Do this
Please repeat only the stretch of records running from the first line through the line that contains "const ports = [2, 4, 6, 8, 10, 12];".

Web page code records
----

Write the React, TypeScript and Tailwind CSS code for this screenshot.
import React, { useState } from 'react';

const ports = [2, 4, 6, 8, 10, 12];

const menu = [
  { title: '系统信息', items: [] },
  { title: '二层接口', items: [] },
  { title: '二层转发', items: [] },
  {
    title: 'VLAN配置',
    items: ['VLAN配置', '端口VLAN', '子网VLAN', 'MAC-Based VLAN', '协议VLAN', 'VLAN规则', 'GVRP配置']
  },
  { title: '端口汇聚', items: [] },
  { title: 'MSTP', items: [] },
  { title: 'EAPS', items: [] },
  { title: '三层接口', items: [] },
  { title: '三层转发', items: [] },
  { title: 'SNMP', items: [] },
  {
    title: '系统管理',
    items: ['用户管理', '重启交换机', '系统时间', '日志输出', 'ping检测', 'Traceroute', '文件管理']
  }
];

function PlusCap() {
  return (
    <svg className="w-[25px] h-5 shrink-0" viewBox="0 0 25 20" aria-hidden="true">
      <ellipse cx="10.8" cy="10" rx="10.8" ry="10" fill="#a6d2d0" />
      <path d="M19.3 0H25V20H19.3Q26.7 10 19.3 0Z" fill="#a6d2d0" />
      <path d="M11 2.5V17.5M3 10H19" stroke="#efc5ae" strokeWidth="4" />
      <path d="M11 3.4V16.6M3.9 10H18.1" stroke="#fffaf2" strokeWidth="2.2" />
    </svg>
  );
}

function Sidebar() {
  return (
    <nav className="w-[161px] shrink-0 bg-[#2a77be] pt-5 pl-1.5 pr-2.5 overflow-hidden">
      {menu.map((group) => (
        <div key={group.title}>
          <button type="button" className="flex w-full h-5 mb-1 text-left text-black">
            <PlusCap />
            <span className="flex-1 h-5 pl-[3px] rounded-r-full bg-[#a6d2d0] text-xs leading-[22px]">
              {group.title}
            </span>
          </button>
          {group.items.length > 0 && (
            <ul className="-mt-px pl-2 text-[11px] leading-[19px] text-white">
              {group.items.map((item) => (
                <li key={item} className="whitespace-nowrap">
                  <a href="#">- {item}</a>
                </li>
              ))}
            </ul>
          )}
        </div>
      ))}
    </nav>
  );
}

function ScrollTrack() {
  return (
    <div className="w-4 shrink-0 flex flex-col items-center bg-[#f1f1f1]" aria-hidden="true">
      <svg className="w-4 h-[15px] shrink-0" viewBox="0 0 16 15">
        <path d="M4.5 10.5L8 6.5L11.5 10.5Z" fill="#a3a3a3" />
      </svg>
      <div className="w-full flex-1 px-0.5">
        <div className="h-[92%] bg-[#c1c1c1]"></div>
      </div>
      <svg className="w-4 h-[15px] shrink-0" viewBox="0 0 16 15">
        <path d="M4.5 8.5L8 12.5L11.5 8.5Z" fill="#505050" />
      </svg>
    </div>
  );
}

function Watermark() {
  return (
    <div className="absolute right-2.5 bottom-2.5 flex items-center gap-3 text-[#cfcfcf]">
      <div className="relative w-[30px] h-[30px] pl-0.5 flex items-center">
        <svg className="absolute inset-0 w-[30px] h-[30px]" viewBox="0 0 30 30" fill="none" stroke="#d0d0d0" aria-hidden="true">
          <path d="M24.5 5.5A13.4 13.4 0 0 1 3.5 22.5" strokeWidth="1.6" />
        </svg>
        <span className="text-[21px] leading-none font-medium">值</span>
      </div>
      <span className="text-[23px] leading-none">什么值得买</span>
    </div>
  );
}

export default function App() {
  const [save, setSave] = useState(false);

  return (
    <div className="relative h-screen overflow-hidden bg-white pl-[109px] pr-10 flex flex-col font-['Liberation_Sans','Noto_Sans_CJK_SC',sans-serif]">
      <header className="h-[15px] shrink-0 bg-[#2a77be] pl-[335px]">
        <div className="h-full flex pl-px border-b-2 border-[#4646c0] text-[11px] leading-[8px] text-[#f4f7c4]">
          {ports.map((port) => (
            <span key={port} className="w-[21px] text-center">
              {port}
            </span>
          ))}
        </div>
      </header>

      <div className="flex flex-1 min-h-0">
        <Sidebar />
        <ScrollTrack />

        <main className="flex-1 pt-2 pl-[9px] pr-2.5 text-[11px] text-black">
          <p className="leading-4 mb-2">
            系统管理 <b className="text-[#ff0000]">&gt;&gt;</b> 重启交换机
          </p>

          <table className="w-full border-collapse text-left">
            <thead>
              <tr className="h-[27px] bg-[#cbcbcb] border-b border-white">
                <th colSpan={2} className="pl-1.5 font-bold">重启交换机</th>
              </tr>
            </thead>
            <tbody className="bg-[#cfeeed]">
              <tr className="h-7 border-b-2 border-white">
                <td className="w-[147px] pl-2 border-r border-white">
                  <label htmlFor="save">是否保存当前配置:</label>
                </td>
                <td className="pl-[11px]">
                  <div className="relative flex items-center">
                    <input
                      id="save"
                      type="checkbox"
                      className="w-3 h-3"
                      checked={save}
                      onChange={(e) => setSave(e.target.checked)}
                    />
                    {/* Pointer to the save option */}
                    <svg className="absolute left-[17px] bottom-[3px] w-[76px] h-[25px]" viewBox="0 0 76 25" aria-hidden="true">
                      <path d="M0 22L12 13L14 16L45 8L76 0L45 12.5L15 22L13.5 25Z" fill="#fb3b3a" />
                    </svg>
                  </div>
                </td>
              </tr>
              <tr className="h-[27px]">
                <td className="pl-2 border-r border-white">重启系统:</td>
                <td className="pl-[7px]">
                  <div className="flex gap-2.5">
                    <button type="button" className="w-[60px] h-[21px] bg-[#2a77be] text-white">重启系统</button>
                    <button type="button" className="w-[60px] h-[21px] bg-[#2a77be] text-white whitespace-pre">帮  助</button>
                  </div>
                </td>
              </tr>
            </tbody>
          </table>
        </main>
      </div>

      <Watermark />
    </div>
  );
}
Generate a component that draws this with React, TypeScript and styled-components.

----

Solution to this exercise
Write the React, TypeScript and Tailwind CSS code for this screenshot.
import React, { useState } from 'react';

const ports = [2, 4, 6, 8, 10, 12];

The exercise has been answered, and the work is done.